O deputado também já fez críticas à qualidade das armas da Taurus. Como o senhor vê essas declarações?
A ideia das pessoas é livre. Eu não tenho absolutamente nenhum problema de relacionamento com o Eduardo, eu conheço o Eduardo há muitos anos, muito antes de eu estar aqui na Taurus.
Respeito-o bastante, é um deputado que teve uma votação expressiva em São Paulo. É um deputado que a gente respeita. Eu respeito particularmente.
Agora, ele tem a ideia dele e tem todo o direito de ter a ideia dele.
E como o senhor vê a percepção de agentes de segurança, policiais, que já fizeram críticas à qualidade das armas da Taurus?
Hoje a Taurus recuperou a imagem dela, recuperou a credibilidade. A Taurus passou por um tropeço muito grande, e nós reconduzimos a Taurus para o local de onde ela nunca deveria ter saído.
Nós somos uma empresa de 80 anos e a quarta marca mais vendida no maior mercado de armas do mundo, que é o americano.

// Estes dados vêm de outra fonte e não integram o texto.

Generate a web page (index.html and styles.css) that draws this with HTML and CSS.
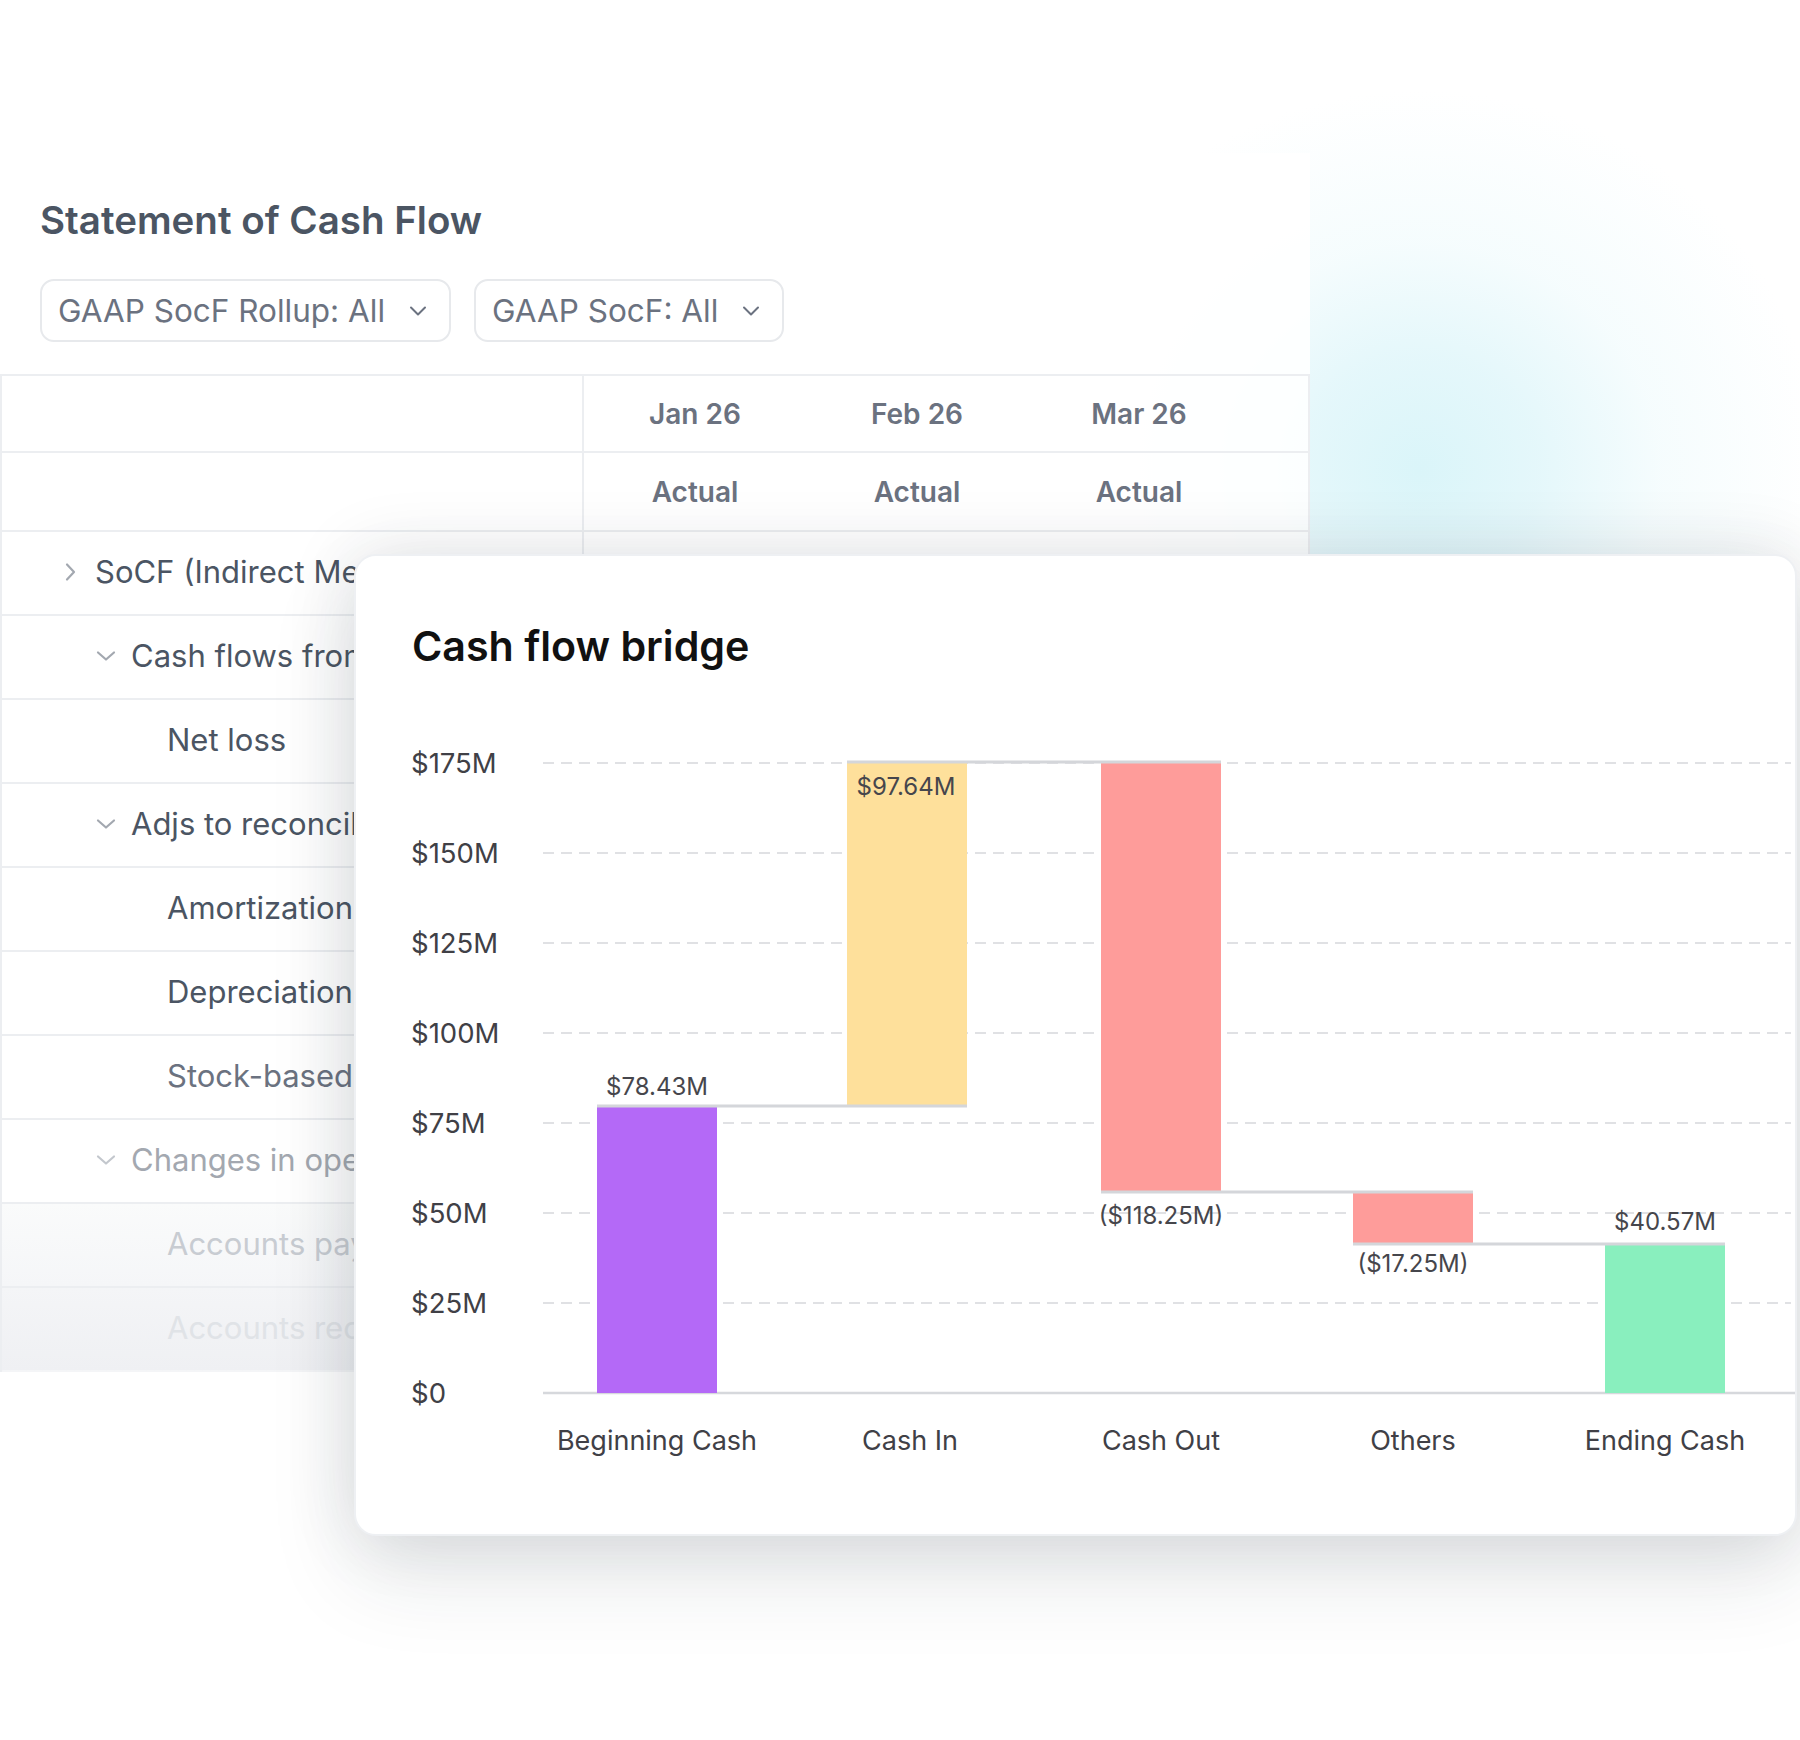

E o cidadão americano, no segmento de armas e munições, é um consumidor extremamente exigente.
O aumento de participação de outras empresas no mercado poderia aumentar a qualidade das armas?
Uma coisa não tem nada a ver com a outra. A Taurus passou por todo um processo de reestruturação. A primeira coisa que fizemos nessa atual gestão foi estabelecer processos de produção robustos, de qualidade e de logística, para garantir a integridade dos nossos produtos.
A qualidade, integridade e confiabilidade do nosso produto não têm nada a ver com abertura de mercado.
O governo falou recentemente sobre a possibilidade de aumentar os impostos sobre produtos que têm uma tributação até mais pesada do que as armas, como tabaco e álcool. Neste cenário, o senhor vê uma perspectiva de que os impostos sobre armas diminuam?
Isso seria muito bem-vindo. Não posso responder por uma ação de governo, mas isso seria muito bem-vindo pela população. Porque a população sabe que, quando compra uma arma, dois terços [do preço] são impostos.
Seria uma ação para a segurança pública, para a segurança das pessoas que hoje não têm acesso por conta de custo.